In management science, Joy’s law is the principle that no matter who you are, most of the smartest people work for someone else. This principle is attributed to Sun Microsystems co-founder Bill Joy. The idea behind Joy’s law is to emphasize the fact that a company can never have all the best employees, because there are always others with better employees. Consequently, collaboration and a company culture that accepts ideas from outside its boundaries become essential. In fact, an innovative company is sometimes not the best placed to value its invention, because other companies may have ways of optimizing the market value of the invention.

“If you want something done right, you’ve got to do it yourself.” — Charles-Guillaume Etienne

Although knowledge externalities are widely accepted as valuable, there are some companies that attach less importance to the latter and believe firmly that they would always be ahead. In other words, knowledge or ideas outside the company would never be as good their own because the competitors are expected to be lagging behind in any case. “If you want something done right, do it yourself”, as the 19th-century French writer, politician and member of the Académie française Charles-Guillaume Etienne once said, perfectly describes such an attitude. This is where the phenomenon known as the NIH syndrome strikes in. Unfortunately, there is not much literature on this subject and the one that does exist is based on the article published in 1982 by Ralph Katz and Thomas Allen. The latter defined the NIH syndrome as “the tendency of a project group of stable composition to believe that it has a monopoly of knowledge in its field”, which is tantamount to saying that one resists knowledge developed beyond the company’s borders (Hussinger & Wastyn, 2011).

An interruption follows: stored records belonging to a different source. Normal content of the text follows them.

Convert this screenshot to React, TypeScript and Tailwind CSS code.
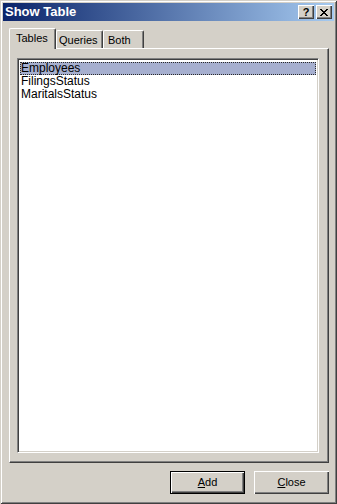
import React from 'react';

const raised =
  'bg-[#d4d0c8] shadow-[inset_1px_1px_#ffffff,inset_-1px_-1px_#404040,inset_-2px_-2px_#808080]';

const TitleButton = ({ children }: { children: React.ReactNode }) => (
  <div className={`w-[16px] h-[14px] flex items-center justify-center ${raised}`}>{children}</div>
);

const Tab = ({
  label,
  width,
  pad,
  active,
}: {
  label: string;
  width: string;
  pad: string;
  active?: boolean;
}) => (
  <div
    className={`${width} ${pad} ${
      active ? 'h-[21px] -mb-px z-10' : 'h-[18px]'
    } relative bg-[#d4d0c8] border-t border-l border-r border-t-white border-l-white border-r-[#404040] rounded-t-[2px] shadow-[inset_-1px_0_#808080] pt-[3px] text-[11px] leading-[13px] text-black`}
  >
    {label}
  </div>
);

const tables = ['Employees', 'FilingsStatus', 'MaritalsStatus'];

export default function App() {
  return (
    <div className="w-[337px] h-[504px] p-[3px] flex flex-col bg-[#d4d0c8] shadow-[inset_1px_1px_#d4d0c8,inset_-1px_-1px_#404040,inset_2px_2px_#ffffff,inset_-2px_-2px_#808080] font-['Liberation_Sans',Arial,sans-serif] select-none">
      {/* title bar */}
      <div className="h-[18px] flex items-center pl-[2px] pr-[2px] bg-[linear-gradient(to_right,#0a246a,#a6caf0)]">
        <span className="flex-1 text-white font-bold text-[13px] leading-[14px]">Show Table</span>
        <div className="flex gap-[2px]">
          <TitleButton>
            <span className="font-bold text-[11px] leading-[11px] text-black">?</span>
          </TitleButton>
          <TitleButton>
            <svg width="8" height="7" viewBox="0 0 8 7" shapeRendering="crispEdges">
              <path
                d="M0 0h2v1h-2zM6 0h2v1h-2zM1 1h2v1h-2zM5 1h2v1h-2zM2 2h4v1h-4zM3 3h2v1h-2zM2 4h4v1h-4zM1 5h2v1h-2zM5 5h2v1h-2zM0 6h2v1h-2zM6 6h2v1h-2z"
                fill="#000"
              />
            </svg>
          </TitleButton>
        </div>
      </div>

      {/* body */}
      <div className="flex-1 flex flex-col pt-[7px] pl-[6px] pr-[5px] pb-[7px]">
        <div className="h-[20px] flex items-end">
          <Tab label="Tables" width="w-[47px]" pad="pl-[6px]" active />
          <Tab label="Queries" width="w-[47px]" pad="pl-[2px]" />
          <Tab label="Both" width="w-[41px]" pad="pl-[4px]" />
        </div>

        <div className="flex-1 flex flex-col border-t border-l border-t-white border-l-white border-r border-b border-r-[#404040] border-b-[#404040] shadow-[inset_-1px_-1px_#808080] pt-[9px] pl-[7px] pr-[9px] pb-[9px]">
          <div className="flex-1 bg-white border-t border-l border-t-[#808080] border-l-[#808080] border-r border-b border-r-white border-b-white shadow-[inset_1px_1px_#404040,inset_-1px_-1px_#d4d0c8] pt-[3px] px-[2px]">
            {tables.map((t, i) => (
              <div
                key={t}
                className={`h-[13px] leading-[11px] text-[12px] text-black border ${
                  i === 0 ? 'bg-[#a6afcf] border-dotted border-[#2a2a2a]' : 'border-transparent'
                }`}
              >
                {t}
              </div>
            ))}
          </div>
        </div>

        <div className="mt-[8px] flex justify-end gap-[9px]">
          <button className="w-[75px] h-[23px] border border-black flex items-center justify-center p-0">
            <div className={`w-full h-full flex items-center justify-center text-[11px] text-black ${raised}`}>
              <span className="underline underline-offset-1">A</span>dd
            </div>
          </button>
          <button className={`w-[75px] h-[23px] flex items-center justify-center text-[11px] text-black ${raised}`}>
            <span className="underline underline-offset-1">C</span>lose
          </button>
        </div>
      </div>
    </div>
  );
}
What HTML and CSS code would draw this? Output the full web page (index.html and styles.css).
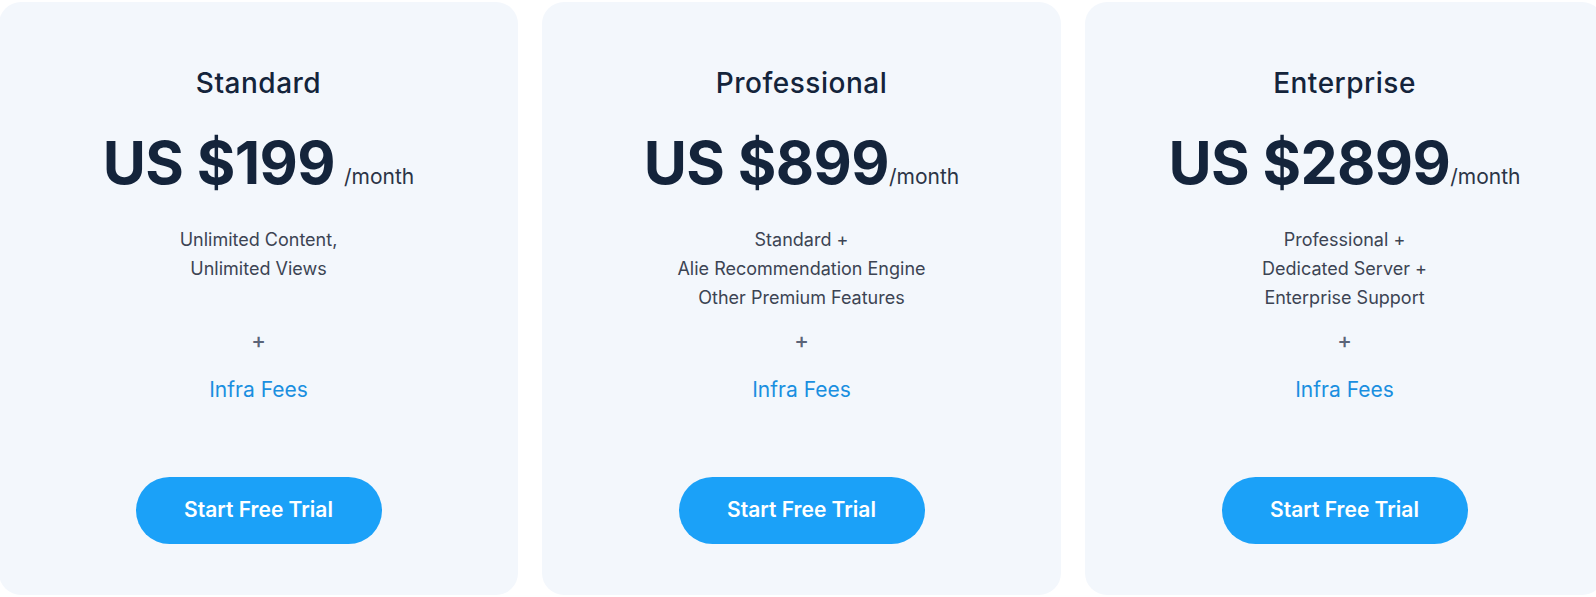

Since few authors have taken an interest in the NIH syndrome, there is also little explanation for the sources of this phenomenon. Obviously, success may be followed by pride, presumptuousness and overconfidence. Such a high level of self-awareness can result in a haughty attitude. This can lead to the appearance of what is called the NIH syndrome, which I will discuss in this article on three levels, firstly the organizational level, secondly the level of external knowledge sources and finally in terms of the company’s success.

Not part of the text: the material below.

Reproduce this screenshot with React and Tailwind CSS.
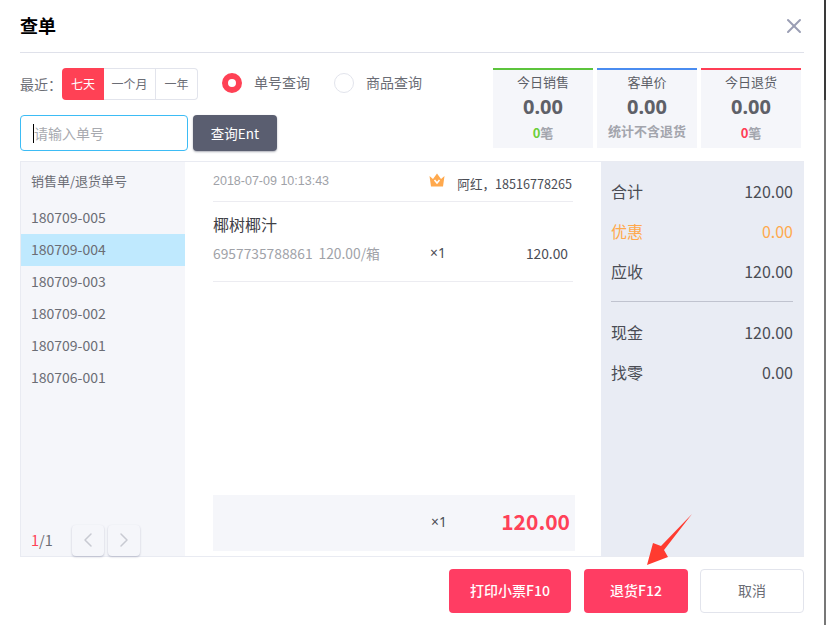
import { ChevronLeft, ChevronRight, X } from 'lucide-react'

const orders = ['180709-005', '180709-004', '180709-003', '180709-002', '180709-001', '180706-001']

const stats = [
  { title: '今日销售', border: 'border-[#5cc43c]', num: '0', numColor: 'text-[#6ccf3a]' },
  { title: '客单价', border: 'border-[#4a8cf0]', note: '统计不含退货' },
  { title: '今日退货', border: 'border-[#ff3d55]', num: '0', numColor: 'text-[#ff3d55]' },
]

const totals = [
  { label: '合计', value: '120.00' },
  { label: '优惠', value: '0.00', orange: true },
  { label: '应收', value: '120.00' },
]

const latin = { fontFamily: '"Noto Sans", sans-serif' }

const StatCard = ({ title, border, num, numColor, note }) => (
  <div className={`w-[100px] h-20 bg-[#f5f6fa] border-t-2 ${border} flex flex-col items-center`}>
    <div className="h-[22px] leading-[22px] mt-[1px] text-[13px] text-[#5c5e66]">{title}</div>
    <div className="h-[30px] leading-[30px] mt-[-1px] text-[20px] font-bold text-[#5e6068]" style={latin}>0.00</div>
    {note ? (
      <div className="h-[20px] leading-[20px] mt-[-1px] text-[13px] font-bold text-[#a3a5ad]">{note}</div>
    ) : (
      <div className="h-[20px] leading-[20px] mt-[1px] text-[13px] font-bold text-[#a3a5ad]">
        <span className={numColor}>{num}</span>笔
      </div>
    )}
  </div>
)

const TotalRow = ({ label, value, orange }) => (
  <div className={`h-10 flex items-center justify-between text-[16px] ${orange ? 'text-[#ffa94d]' : 'text-[#4a4c54]'}`}>
    <span>{label}</span>
    <span>{value}</span>
  </div>
)

const App = () => {
  return (
    <div
      className="relative w-[826px] h-[625px] bg-white flex overflow-hidden"
      style={{ fontFamily: '"Noto Sans CJK SC", "Noto Sans", sans-serif' }}
    >
      <div className="w-[824px] h-full pl-5 pr-5 flex flex-col">

        {/* Header */}
        <div className="h-[53px] border-b border-[#dfe1ea] flex items-center justify-between shrink-0">
          <h1 className="text-[18px] font-bold text-black leading-none mb-[2px]">查单</h1>
          <X size={24} strokeWidth={2} className="text-[#9a9eb4] mr-[-2px]" />
        </div>

        {/* Filters and stats */}
        <div className="h-[108px] pt-[15px] flex justify-between shrink-0">
          <div className="flex flex-col">
            <div className="h-8 flex items-center">
              <span className="w-[42px] text-[14px] text-[#6b6d75] whitespace-nowrap">最近：</span>
              <div className="h-8 flex text-[12px] text-[#6b6d75] leading-[30px] text-center">
                <div className="w-[42px] leading-[32px] rounded-l bg-[#ff4155] text-white">七天</div>
                <div className="w-[52px] border-y border-r border-[#e2e4ec]">一个月</div>
                <div className="w-[42px] border-y border-r rounded-r border-[#e2e4ec]">一年</div>
              </div>
              <div className="flex items-center ml-6 text-[14px] text-[#6b6d75]">
                <div className="w-5 h-5 rounded-full border-[6px] border-[#ff4155] bg-white mb-[2px]" />
                <span className="ml-3 w-[68px] mb-[4px] whitespace-nowrap">单号查询</span>
                <div className="w-5 h-5 rounded-full border border-[#e2e4ec] bg-white mb-[2px] ml-3" />
                <span className="ml-3 mb-[4px]">商品查询</span>
              </div>
            </div>
            <div className="flex mt-[15px] gap-[5px]">
              <div className="w-[168px] h-9 rounded border border-[#3dbcf5] flex items-center pl-[13px] text-[14px] text-[#a8aab0] relative">
                <span className="absolute left-[12px] top-[8px] w-px h-[19px] bg-black" />
                请输入单号
              </div>
              <button className="w-[84px] h-9 rounded bg-[#5a5e70] text-white text-[13.5px] shadow-[0_1px_2px_rgba(90,94,112,0.5)]">
                查询Ent
              </button>
            </div>
          </div>
          <div className="flex gap-1 mr-[3px]">
            {stats.map((s) => <StatCard key={s.title} {...s} />)}
          </div>
        </div>

        {/* Order details */}
        <div className="h-[396px] flex border-t border-b border-l border-[#e9ebf2] shrink-0">
          <div className="w-[164px] bg-[#f5f6fa] flex flex-col">
            <div className="h-10 pl-[10px] pb-[2px] flex items-center text-[13px] text-[#6b6d75]">销售单/退货单号</div>
            {orders.map((id, i) => (
              <div
                key={id}
                className={`h-8 pl-[10px] pb-[2px] flex items-center text-[14px] text-[#6b6d75] ${i === 1 ? 'bg-[#bfe9fe]' : ''}`}
              >
                {id}
              </div>
            ))}
            <div className="mt-auto h-[32px] flex items-center pl-[10px]">
              <span className="w-[41px] text-[14.5px] text-[#6b6d75]"><span className="text-[#ff4155]">1</span>/1</span>
              <div className="w-8 h-[31px] rounded-sm bg-[#f5f6fa] shadow-[0_1px_2px_rgba(120,125,150,0.45)] flex items-center justify-center">
                <ChevronLeft size={24} strokeWidth={1.5} className="text-[#c8cad2]" />
              </div>
              <div className="w-8 h-[31px] ml-1 rounded-sm bg-[#f5f6fa] shadow-[0_1px_2px_rgba(120,125,150,0.45)] flex items-center justify-center">
                <ChevronRight size={24} strokeWidth={1.5} className="text-[#c8cad2]" />
              </div>
            </div>
          </div>

          <div className="w-[416px] px-7 flex flex-col">
            <div className="h-10 border-b border-[#ececf1] flex items-center justify-between pr-px">
              <span className="text-[12.5px] text-[#a0a2a8]" style={{ fontFamily: '"Liberation Sans", sans-serif' }}>2018-07-09 10:13:43</span>
              <div className="flex items-center">
                <svg width="16" height="14" viewBox="0 0 16 14" className="mb-[3px]">
                  <path d="M0.5 3 L4 6 L8 0.5 L12 6 L15.5 3 L14 13.5 H2 Z" fill="#ffa94d" />
                  <path d="M5.5 7 L8 10 L10.5 7" fill="none" stroke="#fff" strokeWidth="1.6" />
                </svg>
                <span className="ml-[12px] text-[12.6px] text-[#4a4c54] mt-[5px]">阿红，18516778265</span>
              </div>
            </div>
            <div className="h-20 border-b border-[#ececf1]">
              <div className="mt-[11px] h-[22px] leading-[22px] text-[16px] text-[#3f4147]">椰树椰汁</div>
              <div className="mt-[7px] h-[22px] flex items-center text-[13.8px] pr-[5px]">
                <span className="w-[217px] flex gap-[6px] text-[#a0a2a8] whitespace-nowrap">
                  <span>6957735788861</span>
                  <span>120.00/箱</span>
                </span>
                <span className="text-[#4a4c54]" style={latin}>×1</span>
                <span className="ml-auto text-[#4a4c54]">120.00</span>
              </div>
            </div>
            <div className="mt-auto mb-[5px] w-[362px] h-14 bg-[#f5f6fa] flex items-center pr-[5px] pb-[2px]">
              <span className="ml-[218px] text-[13.8px] text-[#4a4c54]" style={latin}>×1</span>
              <span className="ml-auto text-[21px] font-bold text-[#ff4158]">120.00</span>
            </div>
          </div>

          <div className="w-[203px] bg-[#e9ecf4] pl-[10px] pr-[11px] pt-[9px]">
            {totals.map((t) => <TotalRow key={t.label} {...t} />)}
            <div className="mt-[10px] mb-[10px] border-t border-[#c0c3cf]" />
            <TotalRow label="现金" value="120.00" />
            <TotalRow label="找零" value="0.00" />
          </div>
        </div>

        {/* Footer */}
        <div className="flex justify-end gap-3 mt-3 text-[14px]">
          <button className="w-[122px] h-11 pb-[2px] rounded-sm bg-[#ff3d63] text-white font-medium">打印小票F10</button>
          <button className="w-[104px] h-11 pb-[2px] rounded-sm bg-[#ff3d63] text-white font-medium ml-[1px]">退货F12</button>
          <button className="w-[104px] h-11 pb-[2px] rounded-sm bg-white border border-[#e2e4ec] text-[#6b6d75]">取消</button>
        </div>
      </div>

      {/* Scrollbar edge */}
      <div className="w-[2px] h-full flex flex-col">
        <div className="h-[100px] bg-[#3a3a3a]" />
        <div className="flex-1 bg-[#777777]" />
      </div>

      {/* Annotation arrow */}
      <svg width="60" height="60" viewBox="0 0 60 60" className="absolute left-[640px] top-[510px]">
        <path d="M52 4 L21 36 L13 33 L7 55 L28 47 L24 40 Z" fill="#ff3b30" />
      </svg>
    </div>
  )
}

export default App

NIH syndrome at the organizational level

Knowledge creation is a complex process involving a large number of different tasks and individuals with a diversity of skills. The way in which information or knowledge is treated differs from one company to another. Within this framework, evolutionary economic theorists speak of routines, which are defined by Wesley M. Cohen as “the ability that is executable in specific contexts, learned by an organization in response to selection pressures from an environment”. Furthermore, they are characterized by heritability and selectability and are incorporated into the knowledge base of organizations. They constitute, in a way, the company’s organizational memory and are the result of experience. Consequently, they link changes in the company’s environment to the company’s response. What is important to know is that they are difficult to change because they are subject to a phenomenon of “path dependence”. This phenomenon can give rise to a problem of containment. The latter may be a good explanation for the NIH syndrome. One can imagine that a company refuses to internalize knowledge externalities because it considers external knowledge as a threat to its organizational structure, strategies, routines, etc… Hence, an incompatibility between internal and external knowledge.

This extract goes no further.